* [Aim of the task] Exclude images, then output the remaining data verbatim.

* [Given data]
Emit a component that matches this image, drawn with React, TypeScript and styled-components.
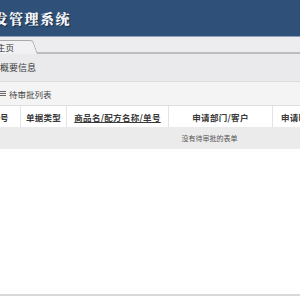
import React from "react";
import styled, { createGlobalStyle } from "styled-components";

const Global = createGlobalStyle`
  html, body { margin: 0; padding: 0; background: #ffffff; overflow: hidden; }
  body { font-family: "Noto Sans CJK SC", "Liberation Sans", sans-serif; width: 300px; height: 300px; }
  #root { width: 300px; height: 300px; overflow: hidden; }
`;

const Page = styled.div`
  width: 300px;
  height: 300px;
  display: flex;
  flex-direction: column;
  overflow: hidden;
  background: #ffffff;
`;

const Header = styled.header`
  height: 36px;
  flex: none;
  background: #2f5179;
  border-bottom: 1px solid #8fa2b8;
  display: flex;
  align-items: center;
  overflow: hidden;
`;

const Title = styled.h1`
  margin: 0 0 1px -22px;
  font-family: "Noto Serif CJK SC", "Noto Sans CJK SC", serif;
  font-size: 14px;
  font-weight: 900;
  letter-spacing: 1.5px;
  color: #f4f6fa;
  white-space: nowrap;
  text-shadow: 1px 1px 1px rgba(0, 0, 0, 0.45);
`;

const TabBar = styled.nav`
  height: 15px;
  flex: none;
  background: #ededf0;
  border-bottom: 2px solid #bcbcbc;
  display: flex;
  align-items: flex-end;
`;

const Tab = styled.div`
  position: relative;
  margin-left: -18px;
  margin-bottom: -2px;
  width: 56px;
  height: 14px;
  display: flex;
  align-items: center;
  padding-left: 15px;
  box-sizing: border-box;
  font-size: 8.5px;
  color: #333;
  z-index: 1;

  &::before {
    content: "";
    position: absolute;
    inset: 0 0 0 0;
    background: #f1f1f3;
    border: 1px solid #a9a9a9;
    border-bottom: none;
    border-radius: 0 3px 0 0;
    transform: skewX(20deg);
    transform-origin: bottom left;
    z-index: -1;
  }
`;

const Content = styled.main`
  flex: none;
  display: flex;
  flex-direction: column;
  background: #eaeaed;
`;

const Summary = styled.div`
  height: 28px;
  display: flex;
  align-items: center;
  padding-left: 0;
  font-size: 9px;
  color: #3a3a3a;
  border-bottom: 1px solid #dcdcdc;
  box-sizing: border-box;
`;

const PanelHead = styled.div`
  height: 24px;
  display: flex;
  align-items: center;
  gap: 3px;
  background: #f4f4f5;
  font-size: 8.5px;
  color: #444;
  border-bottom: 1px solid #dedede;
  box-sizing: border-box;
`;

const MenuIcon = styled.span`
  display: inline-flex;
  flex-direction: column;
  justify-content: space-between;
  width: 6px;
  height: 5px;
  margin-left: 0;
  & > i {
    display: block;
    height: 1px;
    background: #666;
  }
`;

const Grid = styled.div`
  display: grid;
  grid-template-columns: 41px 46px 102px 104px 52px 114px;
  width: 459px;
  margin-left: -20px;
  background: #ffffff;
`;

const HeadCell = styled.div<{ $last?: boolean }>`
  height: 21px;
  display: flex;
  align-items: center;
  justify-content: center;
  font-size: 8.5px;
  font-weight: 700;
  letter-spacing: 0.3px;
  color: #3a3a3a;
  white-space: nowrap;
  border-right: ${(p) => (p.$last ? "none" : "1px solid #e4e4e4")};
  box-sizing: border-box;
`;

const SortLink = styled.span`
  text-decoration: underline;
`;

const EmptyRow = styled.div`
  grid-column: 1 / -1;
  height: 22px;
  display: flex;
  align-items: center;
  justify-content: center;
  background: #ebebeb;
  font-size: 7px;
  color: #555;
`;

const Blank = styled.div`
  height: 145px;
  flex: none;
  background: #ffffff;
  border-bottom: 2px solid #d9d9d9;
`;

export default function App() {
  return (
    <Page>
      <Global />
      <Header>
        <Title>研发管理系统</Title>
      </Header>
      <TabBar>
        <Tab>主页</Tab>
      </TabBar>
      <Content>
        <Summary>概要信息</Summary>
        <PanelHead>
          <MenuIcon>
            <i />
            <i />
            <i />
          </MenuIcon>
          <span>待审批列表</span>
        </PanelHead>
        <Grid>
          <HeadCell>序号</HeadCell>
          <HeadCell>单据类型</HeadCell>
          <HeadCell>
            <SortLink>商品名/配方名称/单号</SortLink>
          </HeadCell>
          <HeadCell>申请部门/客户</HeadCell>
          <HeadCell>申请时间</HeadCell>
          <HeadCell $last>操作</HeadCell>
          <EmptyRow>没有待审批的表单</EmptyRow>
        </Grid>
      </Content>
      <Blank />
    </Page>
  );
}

* [Result for this exercise]
Emit a component that matches this image, drawn with React, TypeScript and styled-components.
import React from "react";
import styled, { createGlobalStyle } from "styled-components";

const Global = createGlobalStyle`
  html, body { margin: 0; padding: 0; background: #ffffff; overflow: hidden; }
  body { font-family: "Noto Sans CJK SC", "Liberation Sans", sans-serif; width: 300px; height: 300px; }
  #root { width: 300px; height: 300px; overflow: hidden; }
`;

const Page = styled.div`
  width: 300px;
  height: 300px;
  display: flex;
  flex-direction: column;
  overflow: hidden;
  background: #ffffff;
`;

const Header = styled.header`
  height: 36px;
  flex: none;
  background: #2f5179;
  border-bottom: 1px solid #8fa2b8;
  display: flex;
  align-items: center;
  overflow: hidden;
`;

const Title = styled.h1`
  margin: 0 0 1px -22px;
  font-family: "Noto Serif CJK SC", "Noto Sans CJK SC", serif;
  font-size: 14px;
  font-weight: 900;
  letter-spacing: 1.5px;
  color: #f4f6fa;
  white-space: nowrap;
  text-shadow: 1px 1px 1px rgba(0, 0, 0, 0.45);
`;

const TabBar = styled.nav`
  height: 15px;
  flex: none;
  background: #ededf0;
  border-bottom: 2px solid #bcbcbc;
  display: flex;
  align-items: flex-end;
`;

const Tab = styled.div`
  position: relative;
  margin-left: -18px;
  margin-bottom: -2px;
  width: 56px;
  height: 14px;
  display: flex;
  align-items: center;
  padding-left: 15px;
  box-sizing: border-box;
  font-size: 8.5px;
  color: #333;
  z-index: 1;

  &::before {
    content: "";
    position: absolute;
    inset: 0 0 0 0;
    background: #f1f1f3;
    border: 1px solid #a9a9a9;
    border-bottom: none;
    border-radius: 0 3px 0 0;
    transform: skewX(20deg);
    transform-origin: bottom left;
    z-index: -1;
  }
`;

const Content = styled.main`
  flex: none;
  display: flex;
  flex-direction: column;
  background: #eaeaed;
`;

const Summary = styled.div`
  height: 28px;
  display: flex;
  align-items: center;
  padding-left: 0;
  font-size: 9px;
  color: #3a3a3a;
  border-bottom: 1px solid #dcdcdc;
  box-sizing: border-box;
`;

const PanelHead = styled.div`
  height: 24px;
  display: flex;
  align-items: center;
  gap: 3px;
  background: #f4f4f5;
  font-size: 8.5px;
  color: #444;
  border-bottom: 1px solid #dedede;
  box-sizing: border-box;
`;

const MenuIcon = styled.span`
  display: inline-flex;
  flex-direction: column;
  justify-content: space-between;
  width: 6px;
  height: 5px;
  margin-left: 0;
  & > i {
    display: block;
    height: 1px;
    background: #666;
  }
`;

const Grid = styled.div`
  display: grid;
  grid-template-columns: 41px 46px 102px 104px 52px 114px;
  width: 459px;
  margin-left: -20px;
  background: #ffffff;
`;

const HeadCell = styled.div<{ $last?: boolean }>`
  height: 21px;
  display: flex;
  align-items: center;
  justify-content: center;
  font-size: 8.5px;
  font-weight: 700;
  letter-spacing: 0.3px;
  color: #3a3a3a;
  white-space: nowrap;
  border-right: ${(p) => (p.$last ? "none" : "1px solid #e4e4e4")};
  box-sizing: border-box;
`;

const SortLink = styled.span`
  text-decoration: underline;
`;

const EmptyRow = styled.div`
  grid-column: 1 / -1;
  height: 22px;
  display: flex;
  align-items: center;
  justify-content: center;
  background: #ebebeb;
  font-size: 7px;
  color: #555;
`;

const Blank = styled.div`
  height: 145px;
  flex: none;
  background: #ffffff;
  border-bottom: 2px solid #d9d9d9;
`;

export default function App() {
  return (
    <Page>
      <Global />
      <Header>
        <Title>研发管理系统</Title>
      </Header>
      <TabBar>
        <Tab>主页</Tab>
      </TabBar>
      <Content>
        <Summary>概要信息</Summary>
        <PanelHead>
          <MenuIcon>
            <i />
            <i />
            <i />
          </MenuIcon>
          <span>待审批列表</span>
        </PanelHead>
        <Grid>
          <HeadCell>序号</HeadCell>
          <HeadCell>单据类型</HeadCell>
          <HeadCell>
            <SortLink>商品名/配方名称/单号</SortLink>
          </HeadCell>
          <HeadCell>申请部门/客户</HeadCell>
          <HeadCell>申请时间</HeadCell>
          <HeadCell $last>操作</HeadCell>
          <EmptyRow>没有待审批的表单</EmptyRow>
        </Grid>
      </Content>
      <Blank />
    </Page>
  );
}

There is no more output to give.